In that sense, yes, I agree: Erap deserves credit for hastening the process. Erap deserves credit for pushing for a deal that also benefits the torture victims. But I won't go so far as to call it a triumph for the Estrada administration. That is where I part ways with Etta who has called it so. A triumph for the torture victims, yes. A triumph for the prosecution, yes. But not a triumph for the Estrada administration.

As it is, it's far from being a triumph even for the torture victims and their lawyers. Imelda has inserted a clause in the deal that finds her and her husband innocent of the charges against them and frees them from further prosecution. A clause that has proven so unacceptable even to those who can already smell the $150 million that they have risen to protest the stench that has suddenly enveloped the money.

That is why I say the deal is not a triumph for the Estrada administration. Indeed, in a far deeper sense than that the administration has failed to exercise care and vigilance in forging that deal. If Imelda and her children have been emboldened to act the way they do and say the things they do, it is not just for lack of protestation from Erap. It is also for a great deal of encouragement from him. Tacit, maybe, but encouragement nonetheless.

Look at Erap's statements again. Nowhere there will you find any reference to justice. Nowhere there will you find any hint, suggestion, inkling, evocation, or invocation of justice. Nowhere there will you find any implication that people who are being paid the $150 million were tyrannized beyond words and deserve to be given back at least a small portion of what they lost. Nowhere there will you find any allusion to the fact that the torture victims became torture victims because they fought to overthrow a tyranny and deserve at the very least an apology from the Marcoses and at the very most the eternal gratitude of their nation.

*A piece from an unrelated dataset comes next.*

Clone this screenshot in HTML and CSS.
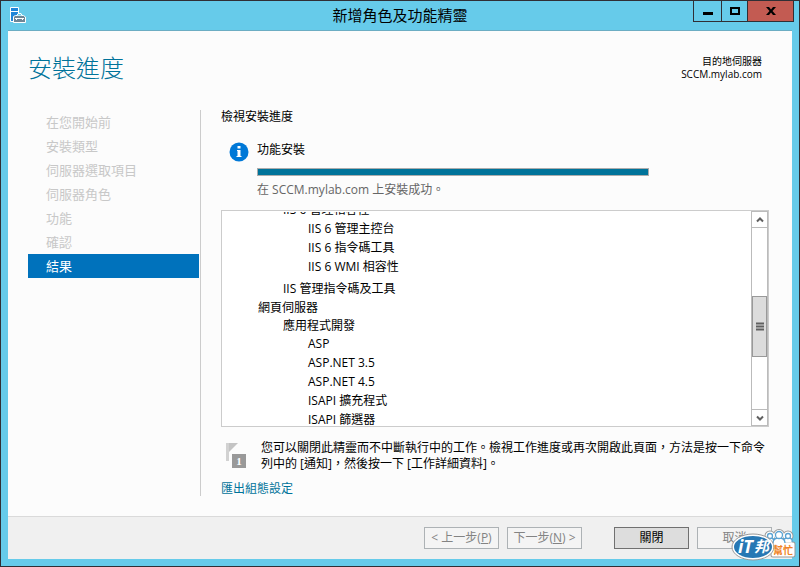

What you will find there instead is the suggestion that the torture victims ought to be thankful to the President for brokering a deal that pays them off for their pains. What you will find there instead is the suggestion that the torture victims are objects of charity, a pitiable lot who, like the veterans of World War II, have waited all these years to get their backpay, and who might not live to see their backpay if the courts had their way. What you will find there instead is the suggestion that all it takes is a personal touch and persuasion, rather than militancy and coercion, to separate Imelda and her children from their money.

Is it a wonder Imee can say with a straight face that the Marcoses were never found guilty of any crime and have nothing to apologize for? Is it a wonder Bongbong can say with righteous anger that the torture victims are a venal lot who have nothing in their minds but money? Is it a wonder Imelda can be emboldened to insert a clause that frees them forever from being made to pay for their sins?

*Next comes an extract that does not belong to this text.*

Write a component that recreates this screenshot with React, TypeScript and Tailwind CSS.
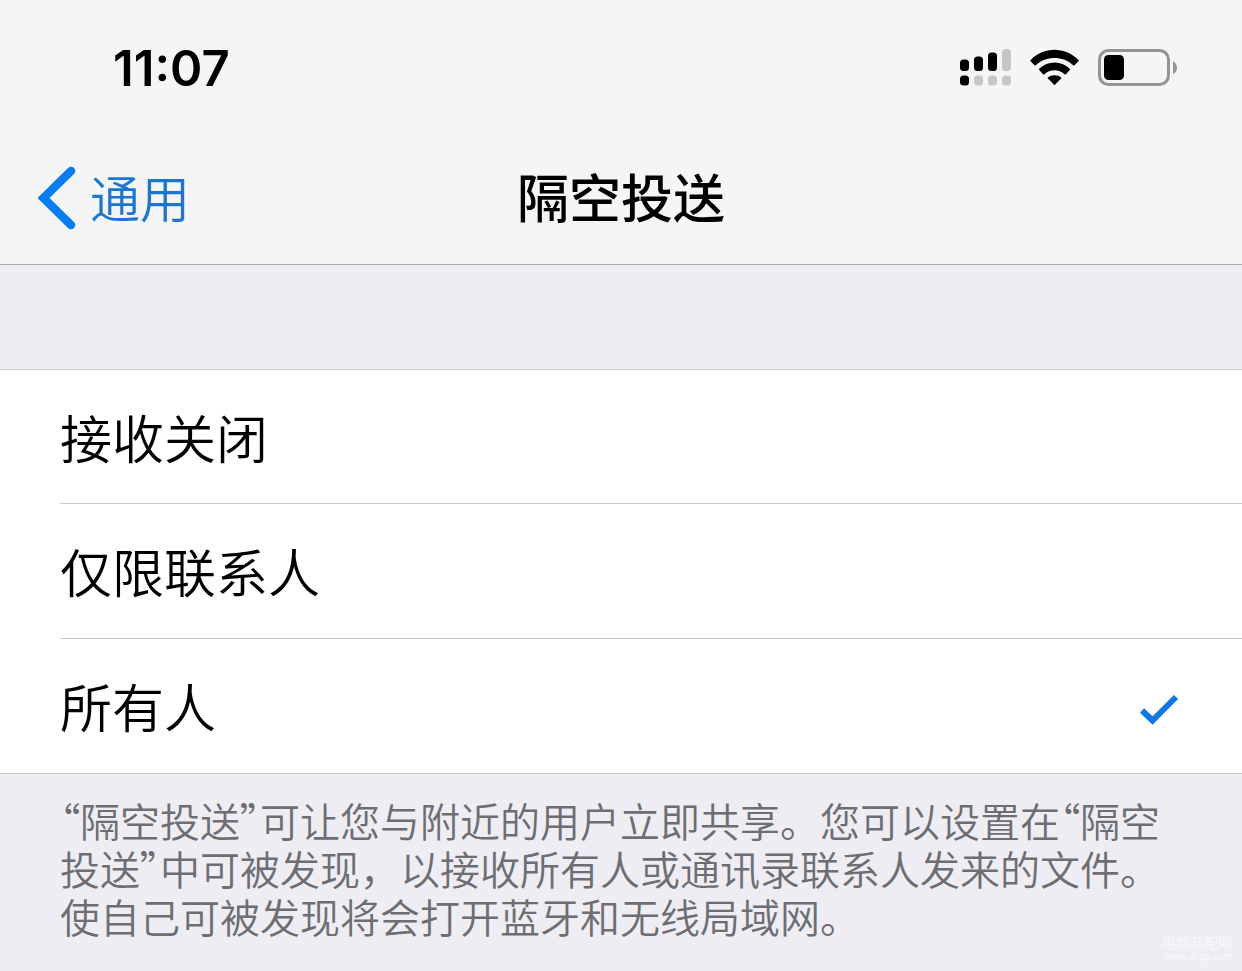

These things did not arise by accident. Neither are they merely the product of the Marcoses discovering bravado overnight. They never felt free to utter those words even during Fidel Ramos' time. They have felt free to utter those words only during Erap's time. For a simple reason: They are taking their cue from him. They are taking their cue from his actions, all of which go to show that the time for restoring the houses of the Marcoses and their cronies is now. They are taking their cue from his utterances, all of which go to show that they are under no moral obligation to make amends, they may do so only out of political expediency and the goodness of their hearts.

In the Arab world at least, as many Filipino overseas workers have found out, people who pay blood money--which is the only way to avoid death for crimes like rape and murder--must first humble themselves before the victims, or the kin of their victims. They must first admit the harm they have done, and they must ask their forgiveness. That is the condition for paying, that is the condition for so insulting a thing as handing over money to make up for life or honor. And we have the gall to think they are such cruel and primitive societies. And we have the gall to think we are such a just and enlightened society.

The torture victims may grow old and die before they see their money? Better that they grew old and died than see this kind of blood money! It is far too little money for far too much blood.